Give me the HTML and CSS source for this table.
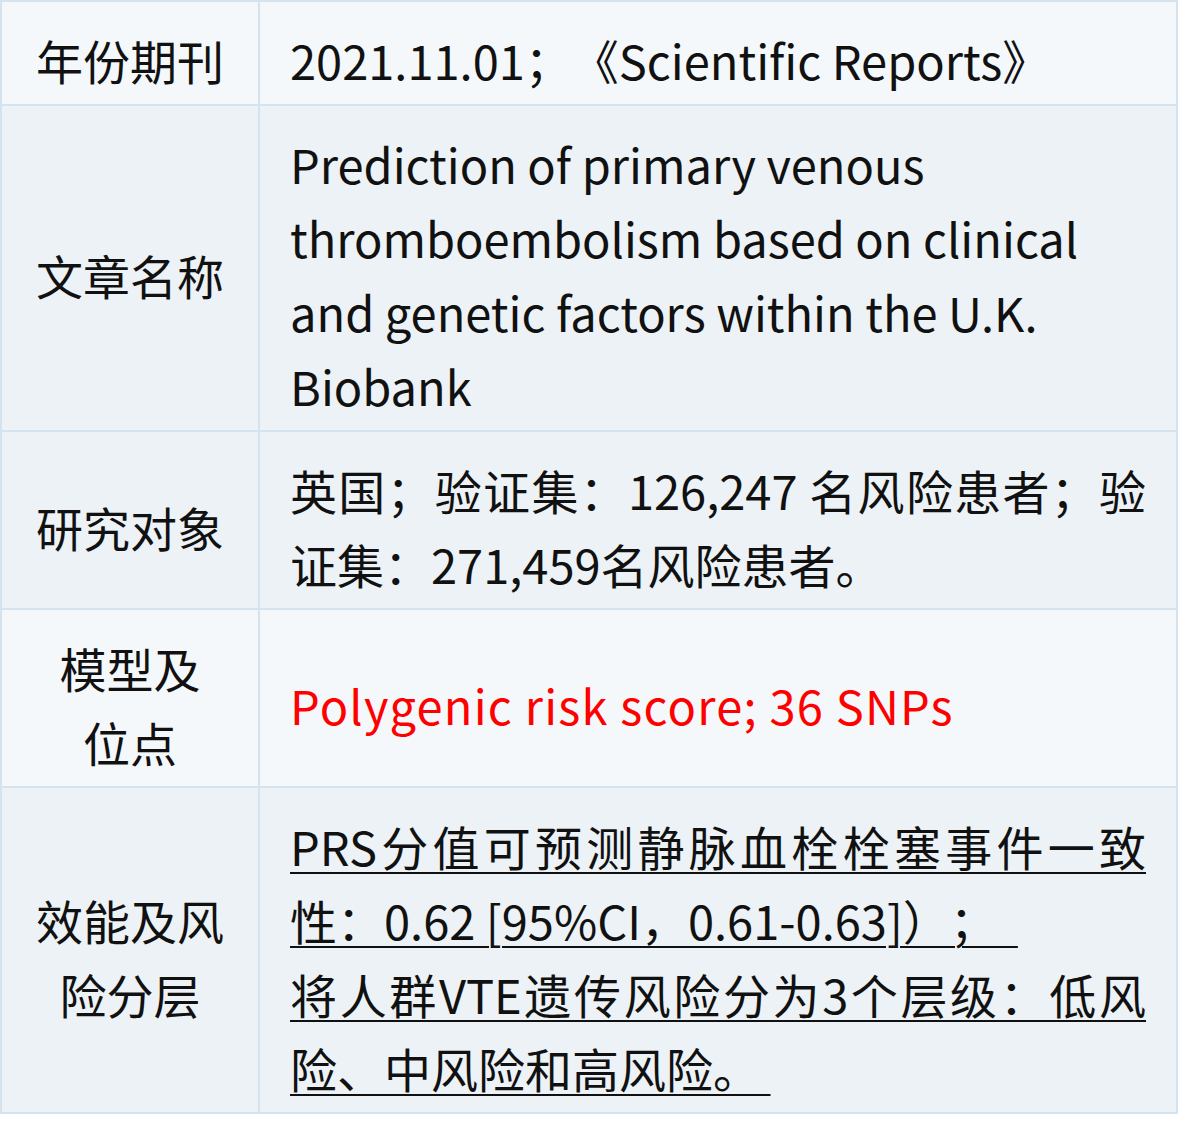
FILE: index.html
```html
<!DOCTYPE html>
<html lang="zh-CN">
<head>
<meta charset="utf-8">
<link rel="stylesheet" href="styles.css">
</head>
<body>
<table class="info">
  <colgroup>
    <col class="col-label">
    <col class="col-value">
  </colgroup>
  <tr class="light">
    <td class="label">年份期刊</td>
    <td class="value">2021.11.01；《Scientific Reports》</td>
  </tr>
  <tr class="dark">
    <td class="label">文章名称</td>
    <td class="value">Prediction of primary venous thromboembolism based on clinical and genetic factors within the U.K. Biobank</td>
  </tr>
  <tr class="dark">
    <td class="label">研究对象</td>
    <td class="value justify">英国；验证集：126,247 名风险患者；验证集：271,459名风险患者。</td>
  </tr>
  <tr class="light">
    <td class="label">模型及<br>位点</td>
    <td class="value red">Polygenic risk score; 36 SNPs</td>
  </tr>
  <tr class="dark">
    <td class="label">效能及风<br>险分层</td>
    <td class="value justify"><p class="u">PRS分值可预测静脉血栓栓塞事件一致性：0.62 [95%CI，0.61-0.63]）；&nbsp;&nbsp;</p><p class="u">将人群VTE遗传风险分为3个层级：低风险、中风险和高风险。&nbsp;</p></td>
  </tr>
</table>
</body>
</html>
```
FILE: styles.css
```css
html, body {
  margin: 0;
  padding: 0;
  background: #ffffff;
}
body {
  font-family: "Noto Sans CJK SC", "Noto Sans", sans-serif;
  color: #111111;
  text-spacing-trim: space-all;
}
.info {
  border-collapse: collapse;
  table-layout: fixed;
  width: 1176px;
}
.col-label { width: 258px; }
.col-value { width: 918px; }
.info td {
  border: 2px solid #d5e3ee;
  font-size: 47px;
  line-height: 74px;
  padding: 21px 30px 7px;
  vertical-align: middle;
}
.light td { background: #f4f8fb; }
.dark td { background: #ecf2f6; }
.info td.label {
  text-align: center;
  padding: 21px 10px 7px;
}
.value {
  text-align: left;
}
.justify {
  text-align: justify;
}
.red {
  color: #ff0000;
  letter-spacing: 1.2px;
}
.u {
  margin: 0;
  text-decoration: underline;
  text-decoration-thickness: 2px;
  text-underline-offset: 6px;
}
```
##############################
YOUR TASK: From the material above, gather all lines that include the string "table" and copy them.

THE COMPLETED TASK:
Give me the HTML and CSS source for this table.
<table class="info">
</table>
  table-layout: fixed;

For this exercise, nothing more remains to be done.